Republican state Sen. George Logan is seeking his second term representing the 17th Senatorial District. To earn another term, he will have to fend off a challenge from Democrat Jorge Cabrera.
The 17th District covers all or parts of Ansonia, Beacon Falls, Bethany, Derby, Hamden, Naugatuck and Woodbridge
Logan, a 49-year-old Ansonia resident, said, if reelected, his top priority would be fighting against unnecessary tax legislation, adding that he voted against a proposed restaurant tax and a cell phone tax.
“I believe that Connecticut is becoming less and less affordable for more and more people. We have tried raising taxes, which has really put us in a worse financial situation,” said Logan, the director of environmental management for Aquarian Water Company.
Logan said he’s also against implementing tolls on the state’s highways.
“That is more of a mileage tax. I know folks that are having a hard enough time paying for gas without having to pay for tolls,” Logan said.
Logan said the state needs to reprioritize how it spends money. He pointed to $10 million approved by the legislature to study on tolls and $40 million approved for new computers at the state Department of Motor Vehicles.
“Throwing good money after bad is not the way to go,” Logan said. “Government agencies need to be more effective and more efficient.”
“In order for us to live the quality of life we strive for we need a healthy economy,” Logan added.
Cabrera, a 44-year-old Hamden resident, said one of his top priorities would be making sure education is properly funded.
Cabrera, who works for the United Food and Commercial Worker’s Union Local 919, said many school districts across the state are underfunded. The state’s Education Cost Sharing grant needs to be recalculated to ensure it is funding school districts fairly, he said.
Cabrera said the metrics used to calculate the funding each district is given are not only incorrect, they are not being followed.
“We need to do a better job because it is not being followed. I would use my senate seat to fight for the funding we need,” Cabrera said.
Cabrera said he would like to see the state use different metrics when calculating education funding, such as the number of people on HUSKY Health, the state’s insurance program.
Cabrera said the state also needs to make sure it properly funds special education, which is one of the largest costs for local school districts.

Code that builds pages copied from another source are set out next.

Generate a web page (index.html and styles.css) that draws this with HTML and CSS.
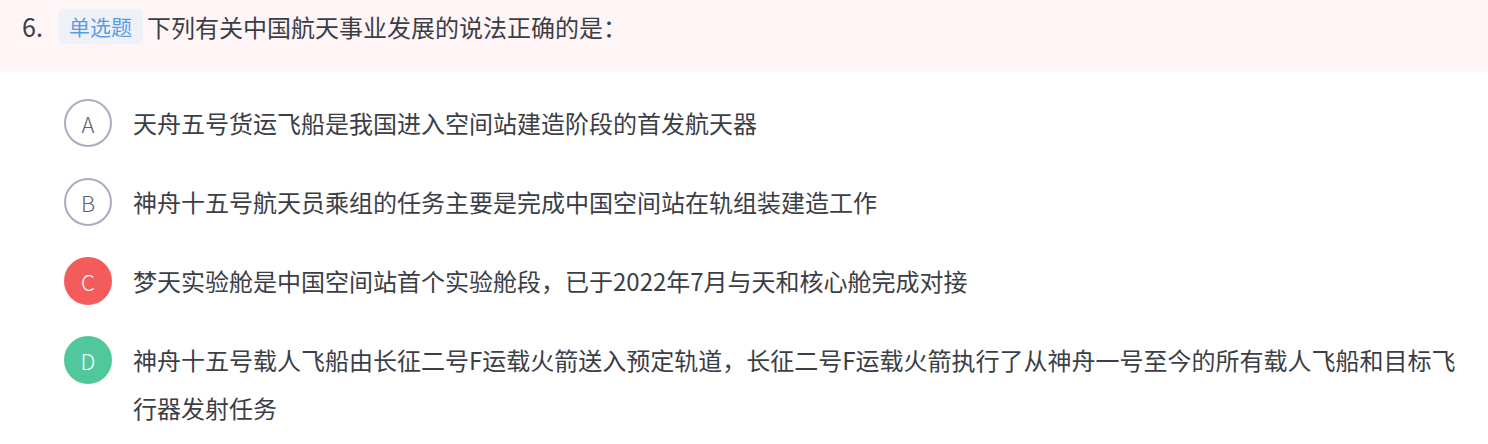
FILE: index.html
```html
<!DOCTYPE html>
<html lang="zh-CN">
<head>
<meta charset="utf-8">
<link rel="stylesheet" href="styles.css">
</head>
<body>
<div class="question">
  <div class="q-head">
    <span class="q-num">6.</span>
    <span class="q-tag">单选题</span>
    <span class="q-title">下列有关中国航天事业发展的说法正确的是：</span>
  </div>
  <div class="options">
    <div class="option">
      <span class="opt-key">A</span>
      <span class="opt-text">天舟五号货运飞船是我国进入空间站建造阶段的首发航天器</span>
    </div>
    <div class="option">
      <span class="opt-key">B</span>
      <span class="opt-text">神舟十五号航天员乘组的任务主要是完成中国空间站在轨组装建造工作</span>
    </div>
    <div class="option">
      <span class="opt-key wrong">C</span>
      <span class="opt-text">梦天实验舱是中国空间站首个实验舱段，已于2022年7月与天和核心舱完成对接</span>
    </div>
    <div class="option">
      <span class="opt-key right">D</span>
      <span class="opt-text">神舟十五号载人飞船由长征二号F运载火箭送入预定轨道，长征二号F运载火箭执行了从神舟一号至今的所有载人飞船和目标飞行器发射任务</span>
    </div>
  </div>
</div>
</body>
</html>
```

FILE: styles.css
```css
html, body {
  margin: 0;
  padding: 0;
  background: #ffffff;
}
body {
  font-family: "Noto Sans CJK SC", "Noto Sans", sans-serif;
  color: #3b3e45;
  width: 1488px;
}
.q-head {
  display: flex;
  align-items: center;
  height: 72px;
  box-sizing: border-box;
  padding: 9px 0 28px 22px;
  background: #fff5f6;
}
.q-num {
  font-size: 25px;
  line-height: 35px;
  width: 36px;
}
.q-tag {
  font-size: 21px;
  line-height: 35px;
  height: 35px;
  padding: 0 11px;
  background: #eef2f8;
  color: #5b9be4;
  border-radius: 6px;
  margin-right: 4px;
}
.q-title {
  font-size: 24px;
  line-height: 35px;
}
.options {
  display: flex;
  flex-direction: column;
  gap: 31px;
  padding: 27px 20px 0 64px;
}
.option {
  display: flex;
  align-items: flex-start;
  gap: 21px;
}
.opt-key {
  flex: none;
  width: 48px;
  height: 48px;
  box-sizing: border-box;
  border: 2px solid #a9adbd;
  border-radius: 50%;
  display: flex;
  align-items: center;
  justify-content: center;
  font-size: 22px;
  font-weight: 300;
  color: #5d6378;
}
.opt-key.wrong {
  background: #f45c5c;
  border-color: #f45c5c;
  color: #ffffff;
}
.opt-key.right {
  background: #50c89c;
  border-color: #50c89c;
  color: #ffffff;
}
.opt-text {
  font-size: 24px;
  line-height: 48px;
}
```
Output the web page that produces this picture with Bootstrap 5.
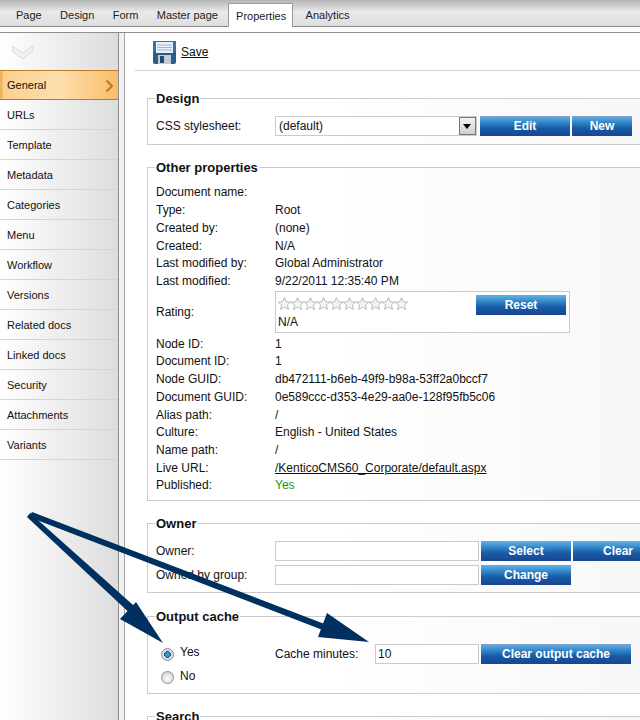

Both Logan and Cabrera said the state needs to do more to support businesses. However, they had different ideas about the best way to do so.
Logan said it primarily comes down to not increasing taxes. He said high taxes have led companies to leave the state, which in turn leads to fewer jobs and people moving out of the state.
“It is tough for companies here in Connecticut to expand or to want to come to Connecticut when we continue to raise taxes,” Logan said.
Logan said the state needs leadership that will show, with words and actions, that it is welcoming to businesses.
“We need to show by our actions we are a business-friendly state,” Logan said.
Cabrera said the state should do more to help businesses when they are just starting out. He said he would like to expand the state’s low interest loan program for new small- and medium-sized businesses.
The state also needs to do a better job investing in vocational schools and community colleges where students can learn a trade, Cabrera said. He said companies have told him how difficult it is to find certified workers.
Logan said he brings business experience and the experience of living in the 17th District for over 20 years to the position. Logan said he’s served on the Griffin Hospital Board of Directors, the Central Connecticut Coast YMCA Board of Directors, and has managed a multi-million wastewater treatment plant.
“We need more people with business acumen to move Connecticut in a different direction,” Logan said.
Cabrera also pointed to his experience. He worked as a legislative aide for former state Rep. Moira Lyons when she was speaker of the House of Representatives and has experience organizing people through his job, he said.
“In think we have a big opportunity to elect a state senator that has experience fighting in the trenches for funding. It is something I have been doing for 20 years,” Cabrera said.
Cabrera said he does not feel the district has been represented well, pointing to recent cuts in Hamden’s state education funding.
“We need to do a much better job fighting,” Cabrera said. “I will fight for [the district] to make sure small business, seniors and schools have the resources they need.”